Accuracy measurements were conducted using five different data combinations. Model 1 was exclusively trained using the generated data, and it yielded a significantly low accuracy. This indicates that training solely on the generated data fails to adequately capture the diversity and complexity of real-world data. The models that incorporated at least 25 % of the generated data exhibited considerable improvements in terms of accuracy. In particular, when the proportion of generated data exceeded 50%, the accuracy of the model tended to plateau. This suggests that a suitable balance between the generated and collected data may have a positive impact on the model performance.
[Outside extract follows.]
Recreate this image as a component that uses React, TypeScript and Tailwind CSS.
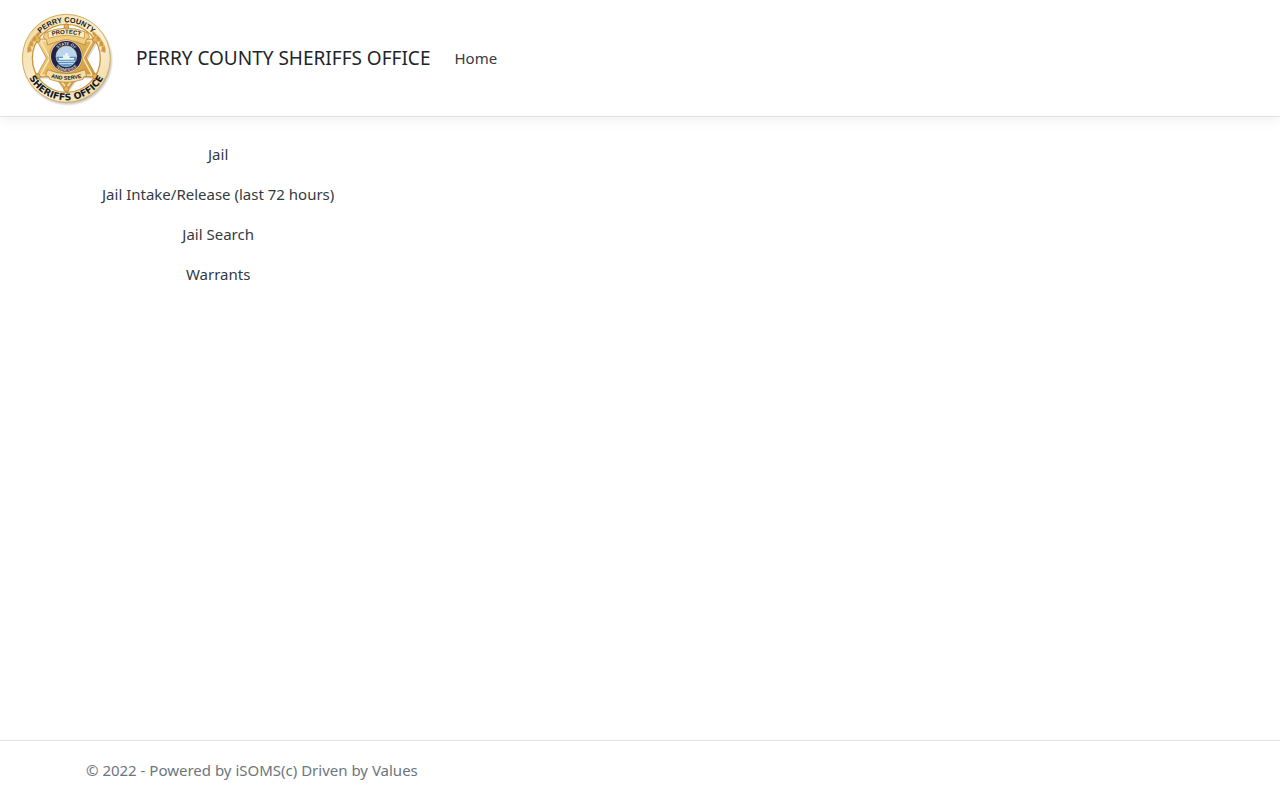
const links = ["Jail", "Jail Intake/Release (last 72 hours)", "Jail Search", "Warrants"];

function Badge() {
  return (
    <svg viewBox="0 0 300 300" className="size-[100px] shrink-0" role="img" aria-label="Perry County Sheriffs Office badge">
      <defs>
        <linearGradient id="ring" x1="0" y1="0" x2="1" y2="1">
          <stop offset="0" stopColor="#e6c172" />
          <stop offset="0.2" stopColor="#f6e3b4" />
          <stop offset="0.6" stopColor="#fbf1d6" />
          <stop offset="1" stopColor="#efd290" />
        </linearGradient>
        <linearGradient id="gold" x1="0" y1="0" x2="1" y2="1">
          <stop offset="0" stopColor="#f9e3a6" />
          <stop offset="0.5" stopColor="#e2b257" />
          <stop offset="1" stopColor="#c68d35" />
        </linearGradient>
        <radialGradient id="shade">
          <stop offset="0.9" stopColor="#77705f" stopOpacity="0.6" />
          <stop offset="1" stopColor="#77705f" stopOpacity="0" />
        </radialGradient>
        <path id="topArc" d="M43 151a108 108 0 0 1 216 0" />
        <path id="bottomArc" d="M25 151a126 126 0 0 0 252 0" />
        <path id="protectArc" d="M98 87Q151 68 204 87" />
        <path id="serveArc" d="M100 207Q151 223 202 207" />
        <path id="sealTop" d="M117 145a34 34 0 0 1 68 0" />
        <path id="sealBottom" d="M108 147a43 43 0 0 0 86 0" />
      </defs>
      <circle cx="155" cy="157" r="137" fill="url(#shade)" />
      <circle cx="151" cy="151" r="132" fill="url(#ring)" stroke="#d4ad5e" strokeWidth="3" />
      <circle cx="151" cy="151" r="102" fill="#fff" stroke="#c99640" strokeWidth="4" />
      <path d="M151 54l33 42 58-1-31 56 31 56-58-1-33 45-33-45-58 1 31-56-31-56 58 1z" fill="#8f8068" opacity="0.3" transform="translate(4 5)" />
      <path d="M151 50l34 44 58-2-32 58 32 58-58-2-34 47-34-47-58 2 32-58-32-58 58 2z" fill="url(#gold)" stroke="#bd8733" strokeWidth="2" />
      <path d="M151 61l28 40 50-3-28 52 28 52-50-3-28 42-28-42-50 3 28-52-28-52 50 3z" fill="none" stroke="#fbeabb" strokeWidth="4" />
      <g fill="#e2b254" stroke="#b47d2c" strokeWidth="2">
        <circle cx="151" cy="55" r="7" /><circle cx="151" cy="243" r="8" />
        <circle cx="65" cy="95" r="8" /><circle cx="237" cy="95" r="8" />
        <circle cx="65" cy="205" r="8" /><circle cx="237" cy="205" r="8" />
      </g>
      <g fill="#cf9744" stroke="#edc87c" strokeWidth="2">
        <path d="M34 134q-3-14 5-26 8 8 8 22z" /><path d="M38 115q0-14 11-23 6 10 2 24z" />
        <path d="M46 99q3-14 15-20 4 11-3 23z" /><path d="M57 84q6-12 17-15 1 10-9 19z" />
        <path d="M268 134q3-14-5-26-8 8-8 22z" /><path d="M264 115q0-14-11-23-6 10-2 24z" />
        <path d="M256 99q-3-14-15-20-4 11 3 23z" /><path d="M245 84q-6-12-17-15-1 10 9 19z" />
      </g>
      <path d="M88 74Q151 48 214 74l7 14-10 7-4 16q-56-27-112 0l-4-16-10-7z" fill="#efcf86" stroke="#ac772a" strokeWidth="2" />
      <path d="M96 71Q151 51 206 71l-1 20Q151 73 97 91z" fill="#faebc1" stroke="#c28a35" strokeWidth="2" />
      <path d="M95 185q56 24 112 0l5 18-9 4-2 7q-50 18-100 0l-2-7-10-5z" fill="#f5dda6" stroke="#ac772a" strokeWidth="2" />
      <circle cx="151" cy="145" r="50" fill="#efd495" stroke="#b78435" strokeWidth="2" />
      <circle cx="151" cy="145" r="46" fill="#202451" />
      <circle cx="151" cy="145" r="31" fill="#b9d6ec" stroke="#e9d9ad" strokeWidth="2" />
      <path d="M121 146h60q0 17-16 26-14 6-28 0-16-9-16-26z" fill="#5993c5" />
      <path d="M129 150h12v-8h7v-7h8v8h5v7h13v5h-45z" fill="#eff3ee" />
      <path d="M125 160h52M130 167h42" stroke="#d4e6ef" strokeWidth="3" />
      <g fontFamily="Liberation Sans, sans-serif" fontWeight="700" textAnchor="middle" fill="#171a1c">
        <text fontSize="22"><textPath href="#topArc" startOffset="50%">PERRY COUNTY</textPath></text>
        <text fontSize="28" fontFamily="DejaVu Sans, sans-serif"><textPath href="#bottomArc" startOffset="50%">SHERIFFS OFFICE</textPath></text>
        <text fontSize="18"><textPath href="#protectArc" startOffset="50%">PROTECT</textPath></text>
        <text fontSize="16"><textPath href="#serveArc" startOffset="50%">AND SERVE</textPath></text>
        <text fontSize="12" fill="#e8dfbf"><textPath href="#sealTop" startOffset="50%">STATE OF</textPath></text>
        <text fontSize="12" fill="#e8dfbf"><textPath href="#sealBottom" startOffset="50%">TENNESSEE</textPath></text>
      </g>
    </svg>
  );
}

export default function App() {
  return (
    <div className="flex min-h-screen flex-col bg-white font-['Noto_Sans',sans-serif] text-[15px] leading-6 text-[#343a40]">
      <header className="border-b border-[#dee2e6] shadow-[0_4px_12px_rgba(0,0,0,0.05)]">
        <nav className="flex items-center px-4 py-2">
          <a href="#" className="flex items-center gap-5 text-[19px] leading-8 text-[#212529]">
            <Badge />
            <span>PERRY COUNTY SHERIFFS OFFICE</span>
          </a>
          <a href="#" className="ml-4 px-2 py-2">Home</a>
        </nav>
      </header>
      <main className="mx-auto w-full max-w-[1140px] grow px-4 pt-[17px]">
        <ul className="flex w-fit flex-col text-center">
          {links.map((label) => (
            <li key={label}>
              <a href="#" className="block px-4 py-2">{label}</a>
            </li>
          ))}
        </ul>
      </main>
      <footer className="border-t border-[#dee2e6] leading-[59px] text-[#6c757d]">
        <div className="mx-auto w-full max-w-[1140px] px-4">© 2022 - Powered by iSOMS(c) Driven by Values</div>
      </footer>
    </div>
  );
}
From the prediction results for all models, the effectiveness of post-processing was confirmed through comparison of the initially predicted content with the final output. The models that included data generated by 25 % or more exhibited accurate and consistent outcomes, affirming the positive impact of a balanced combination of generated and collected data on model performance. These findings mark a crucial step toward overcoming the limitations inherent in conventional approaches based solely on generated datasets, particularly in applications such as handwriting recognition, by enhancing dataset diversity and realworld applicability. A balanced amalgamation of generated and collected data enables models to effectively handle various scenarios that may arise in real-world settings, thereby broadening their applicability. Finally, this study substantiates the impact of dataset composition on the performance of artificial intelligence models, which highlights the significance of blending generated and collected data to enhance model accuracy and generalization capabilities. This underscores the importance of these insights as critical guidelines for future model development and optimization strategies.

5. Conclusion

This paper delves into the research on a donut-based handwritten invoice-recognition system. The proposed system integrates image-processing algorithms to accurately crop areas containing information within images and further trains the donut using both the generated and collected data, enabling the digitization of images captured using a camera. In particular, by presenting the results trained with various ratios of generated and collected data weights, this study demonstrates the effectiveness of incorporating collected data during fine-tuning and offers guidelines regarding the proportion of collected data. The future works may involve experiments on diverse datasets of varying scales and ratios to explore methods for enhancing the performance during fine-tuning.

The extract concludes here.